Reproduce the listing exactly, with no pictures in your copy.
* * * *
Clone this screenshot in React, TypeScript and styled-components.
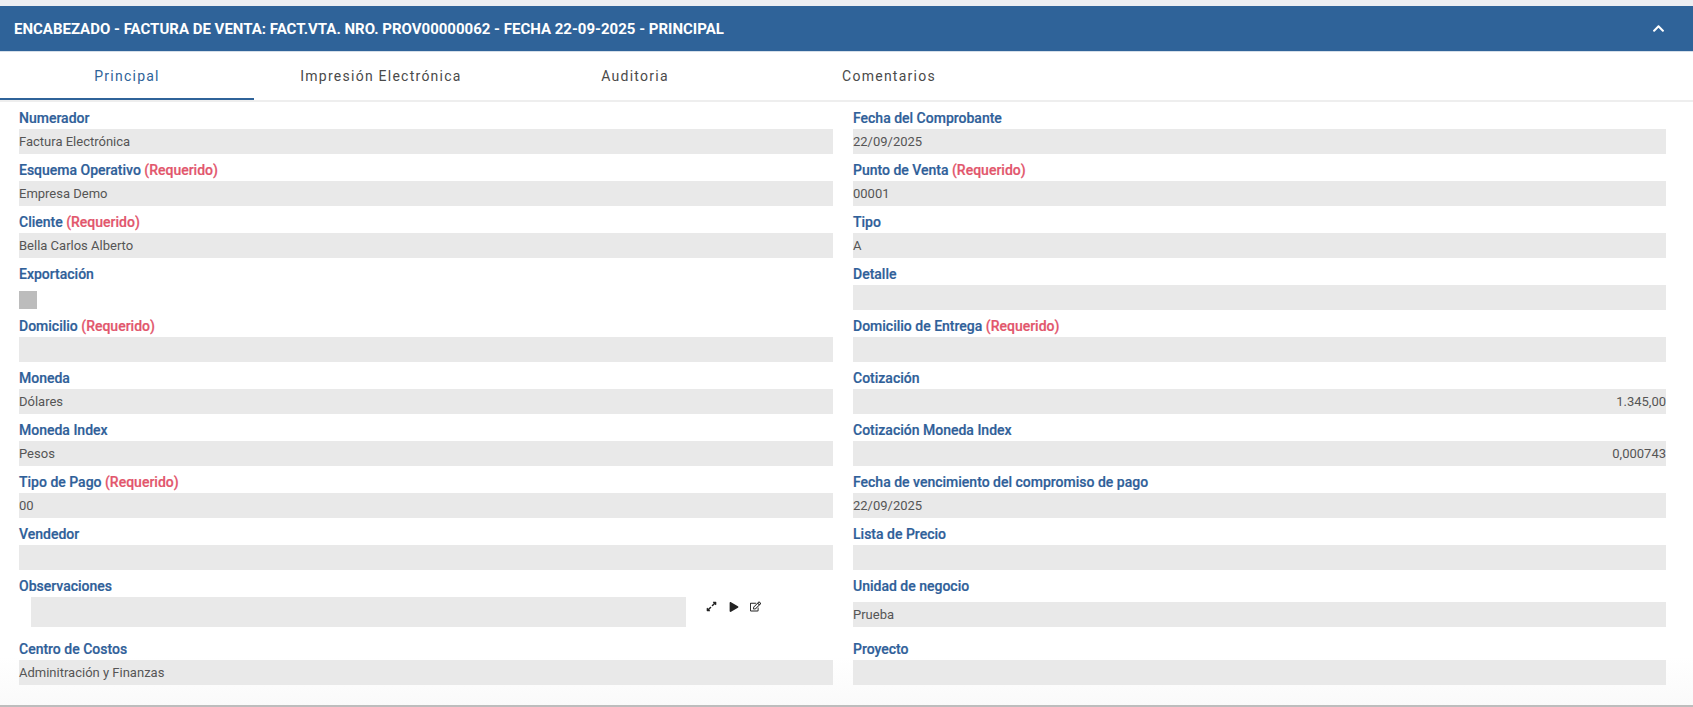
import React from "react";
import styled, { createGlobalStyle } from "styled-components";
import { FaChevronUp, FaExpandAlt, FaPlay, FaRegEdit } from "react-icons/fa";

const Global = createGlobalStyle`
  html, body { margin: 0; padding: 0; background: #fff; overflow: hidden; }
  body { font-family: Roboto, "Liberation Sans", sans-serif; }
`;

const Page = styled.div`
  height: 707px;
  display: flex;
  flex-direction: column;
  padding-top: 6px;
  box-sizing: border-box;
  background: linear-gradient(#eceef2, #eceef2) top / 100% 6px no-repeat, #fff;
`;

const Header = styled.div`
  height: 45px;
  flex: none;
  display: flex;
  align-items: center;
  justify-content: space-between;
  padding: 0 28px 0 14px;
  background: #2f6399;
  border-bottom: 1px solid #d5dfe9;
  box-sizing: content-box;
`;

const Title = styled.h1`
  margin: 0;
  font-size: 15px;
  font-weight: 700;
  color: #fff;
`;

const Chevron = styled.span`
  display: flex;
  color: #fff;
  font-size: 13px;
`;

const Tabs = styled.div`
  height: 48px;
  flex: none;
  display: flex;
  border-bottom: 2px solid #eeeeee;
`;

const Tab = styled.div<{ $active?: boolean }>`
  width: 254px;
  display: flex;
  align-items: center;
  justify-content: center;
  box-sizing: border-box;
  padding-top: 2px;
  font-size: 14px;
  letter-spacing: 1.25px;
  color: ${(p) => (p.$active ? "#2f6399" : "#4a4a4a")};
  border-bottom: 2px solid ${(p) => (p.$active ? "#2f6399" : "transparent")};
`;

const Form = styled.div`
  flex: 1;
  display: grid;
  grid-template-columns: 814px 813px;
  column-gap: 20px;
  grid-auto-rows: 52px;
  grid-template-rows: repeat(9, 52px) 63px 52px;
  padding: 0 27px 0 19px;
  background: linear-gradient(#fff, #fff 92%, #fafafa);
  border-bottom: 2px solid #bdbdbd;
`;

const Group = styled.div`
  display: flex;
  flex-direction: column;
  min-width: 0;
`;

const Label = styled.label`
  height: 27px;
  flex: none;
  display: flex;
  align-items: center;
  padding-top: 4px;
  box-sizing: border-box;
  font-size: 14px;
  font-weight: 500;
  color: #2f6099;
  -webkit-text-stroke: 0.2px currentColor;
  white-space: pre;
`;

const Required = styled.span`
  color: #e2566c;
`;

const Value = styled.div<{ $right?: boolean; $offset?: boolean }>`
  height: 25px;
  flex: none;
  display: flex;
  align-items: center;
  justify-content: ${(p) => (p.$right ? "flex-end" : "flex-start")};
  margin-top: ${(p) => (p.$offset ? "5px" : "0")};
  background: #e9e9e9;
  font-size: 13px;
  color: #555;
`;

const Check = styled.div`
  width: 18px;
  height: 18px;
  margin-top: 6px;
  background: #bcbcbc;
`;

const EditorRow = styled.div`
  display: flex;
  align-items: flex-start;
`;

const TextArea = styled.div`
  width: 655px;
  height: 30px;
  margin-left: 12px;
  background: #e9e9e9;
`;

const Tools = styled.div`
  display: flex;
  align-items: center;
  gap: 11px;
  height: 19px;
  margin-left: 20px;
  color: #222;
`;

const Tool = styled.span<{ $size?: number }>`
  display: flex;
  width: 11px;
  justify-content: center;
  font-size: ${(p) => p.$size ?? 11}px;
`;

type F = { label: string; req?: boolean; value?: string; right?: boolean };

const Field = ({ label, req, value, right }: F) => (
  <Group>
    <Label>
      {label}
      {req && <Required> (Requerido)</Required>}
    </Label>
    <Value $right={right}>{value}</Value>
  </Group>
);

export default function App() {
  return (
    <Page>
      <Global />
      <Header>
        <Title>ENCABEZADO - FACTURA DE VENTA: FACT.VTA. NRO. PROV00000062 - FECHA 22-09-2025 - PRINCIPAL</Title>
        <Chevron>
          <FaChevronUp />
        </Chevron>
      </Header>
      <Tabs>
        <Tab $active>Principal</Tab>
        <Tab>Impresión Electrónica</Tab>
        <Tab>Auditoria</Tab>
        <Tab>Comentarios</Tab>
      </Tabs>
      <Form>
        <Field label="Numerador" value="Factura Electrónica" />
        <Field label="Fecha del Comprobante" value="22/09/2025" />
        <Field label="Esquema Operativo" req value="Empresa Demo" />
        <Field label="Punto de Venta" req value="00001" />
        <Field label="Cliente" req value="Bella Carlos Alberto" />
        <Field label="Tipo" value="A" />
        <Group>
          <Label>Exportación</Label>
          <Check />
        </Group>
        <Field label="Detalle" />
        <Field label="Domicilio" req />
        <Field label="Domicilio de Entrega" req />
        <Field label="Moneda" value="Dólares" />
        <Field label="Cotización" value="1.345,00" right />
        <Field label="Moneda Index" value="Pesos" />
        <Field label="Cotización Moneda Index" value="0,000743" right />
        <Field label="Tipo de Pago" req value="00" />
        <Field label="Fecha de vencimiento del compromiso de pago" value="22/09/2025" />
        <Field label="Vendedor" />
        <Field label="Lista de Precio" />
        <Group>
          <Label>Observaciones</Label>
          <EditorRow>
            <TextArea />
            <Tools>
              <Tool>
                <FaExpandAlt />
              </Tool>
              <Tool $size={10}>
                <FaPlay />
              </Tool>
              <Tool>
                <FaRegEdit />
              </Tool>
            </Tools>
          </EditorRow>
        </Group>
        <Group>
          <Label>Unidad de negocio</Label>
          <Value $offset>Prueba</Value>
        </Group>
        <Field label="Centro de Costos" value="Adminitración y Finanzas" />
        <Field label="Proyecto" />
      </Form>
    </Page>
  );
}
* * * *
- _Right answer_:
Clone this screenshot in React, TypeScript and styled-components.
import React from "react";
import styled, { createGlobalStyle } from "styled-components";
import { FaChevronUp, FaExpandAlt, FaPlay, FaRegEdit } from "react-icons/fa";

const Global = createGlobalStyle`
  html, body { margin: 0; padding: 0; background: #fff; overflow: hidden; }
  body { font-family: Roboto, "Liberation Sans", sans-serif; }
`;

const Page = styled.div`
  height: 707px;
  display: flex;
  flex-direction: column;
  padding-top: 6px;
  box-sizing: border-box;
  background: linear-gradient(#eceef2, #eceef2) top / 100% 6px no-repeat, #fff;
`;

const Header = styled.div`
  height: 45px;
  flex: none;
  display: flex;
  align-items: center;
  justify-content: space-between;
  padding: 0 28px 0 14px;
  background: #2f6399;
  border-bottom: 1px solid #d5dfe9;
  box-sizing: content-box;
`;

const Title = styled.h1`
  margin: 0;
  font-size: 15px;
  font-weight: 700;
  color: #fff;
`;

const Chevron = styled.span`
  display: flex;
  color: #fff;
  font-size: 13px;
`;

const Tabs = styled.div`
  height: 48px;
  flex: none;
  display: flex;
  border-bottom: 2px solid #eeeeee;
`;

const Tab = styled.div<{ $active?: boolean }>`
  width: 254px;
  display: flex;
  align-items: center;
  justify-content: center;
  box-sizing: border-box;
  padding-top: 2px;
  font-size: 14px;
  letter-spacing: 1.25px;
  color: ${(p) => (p.$active ? "#2f6399" : "#4a4a4a")};
  border-bottom: 2px solid ${(p) => (p.$active ? "#2f6399" : "transparent")};
`;

const Form = styled.div`
  flex: 1;
  display: grid;
  grid-template-columns: 814px 813px;
  column-gap: 20px;
  grid-auto-rows: 52px;
  grid-template-rows: repeat(9, 52px) 63px 52px;
  padding: 0 27px 0 19px;
  background: linear-gradient(#fff, #fff 92%, #fafafa);
  border-bottom: 2px solid #bdbdbd;
`;

const Group = styled.div`
  display: flex;
  flex-direction: column;
  min-width: 0;
`;

const Label = styled.label`
  height: 27px;
  flex: none;
  display: flex;
  align-items: center;
  padding-top: 4px;
  box-sizing: border-box;
  font-size: 14px;
  font-weight: 500;
  color: #2f6099;
  -webkit-text-stroke: 0.2px currentColor;
  white-space: pre;
`;

const Required = styled.span`
  color: #e2566c;
`;

const Value = styled.div<{ $right?: boolean; $offset?: boolean }>`
  height: 25px;
  flex: none;
  display: flex;
  align-items: center;
  justify-content: ${(p) => (p.$right ? "flex-end" : "flex-start")};
  margin-top: ${(p) => (p.$offset ? "5px" : "0")};
  background: #e9e9e9;
  font-size: 13px;
  color: #555;
`;

const Check = styled.div`
  width: 18px;
  height: 18px;
  margin-top: 6px;
  background: #bcbcbc;
`;

const EditorRow = styled.div`
  display: flex;
  align-items: flex-start;
`;

const TextArea = styled.div`
  width: 655px;
  height: 30px;
  margin-left: 12px;
  background: #e9e9e9;
`;

const Tools = styled.div`
  display: flex;
  align-items: center;
  gap: 11px;
  height: 19px;
  margin-left: 20px;
  color: #222;
`;

const Tool = styled.span<{ $size?: number }>`
  display: flex;
  width: 11px;
  justify-content: center;
  font-size: ${(p) => p.$size ?? 11}px;
`;

type F = { label: string; req?: boolean; value?: string; right?: boolean };

const Field = ({ label, req, value, right }: F) => (
  <Group>
    <Label>
      {label}
      {req && <Required> (Requerido)</Required>}
    </Label>
    <Value $right={right}>{value}</Value>
  </Group>
);

export default function App() {
  return (
    <Page>
      <Global />
      <Header>
        <Title>ENCABEZADO - FACTURA DE VENTA: FACT.VTA. NRO. PROV00000062 - FECHA 22-09-2025 - PRINCIPAL</Title>
        <Chevron>
          <FaChevronUp />
        </Chevron>
      </Header>
      <Tabs>
        <Tab $active>Principal</Tab>
        <Tab>Impresión Electrónica</Tab>
        <Tab>Auditoria</Tab>
        <Tab>Comentarios</Tab>
      </Tabs>
      <Form>
        <Field label="Numerador" value="Factura Electrónica" />
        <Field label="Fecha del Comprobante" value="22/09/2025" />
        <Field label="Esquema Operativo" req value="Empresa Demo" />
        <Field label="Punto de Venta" req value="00001" />
        <Field label="Cliente" req value="Bella Carlos Alberto" />
        <Field label="Tipo" value="A" />
        <Group>
          <Label>Exportación</Label>
          <Check />
        </Group>
        <Field label="Detalle" />
        <Field label="Domicilio" req />
        <Field label="Domicilio de Entrega" req />
        <Field label="Moneda" value="Dólares" />
        <Field label="Cotización" value="1.345,00" right />
        <Field label="Moneda Index" value="Pesos" />
        <Field label="Cotización Moneda Index" value="0,000743" right />
        <Field label="Tipo de Pago" req value="00" />
        <Field label="Fecha de vencimiento del compromiso de pago" value="22/09/2025" />
        <Field label="Vendedor" />
        <Field label="Lista de Precio" />
        <Group>
          <Label>Observaciones</Label>
          <EditorRow>
            <TextArea />
            <Tools>
              <Tool>
                <FaExpandAlt />
              </Tool>
              <Tool $size={10}>
                <FaPlay />
              </Tool>
              <Tool>
                <FaRegEdit />
              </Tool>
            </Tools>
          </EditorRow>
        </Group>
        <Group>
          <Label>Unidad de negocio</Label>
          <Value $offset>Prueba</Value>
        </Group>
        <Field label="Centro de Costos" value="Adminitración y Finanzas" />
        <Field label="Proyecto" />
      </Form>
    </Page>
  );
}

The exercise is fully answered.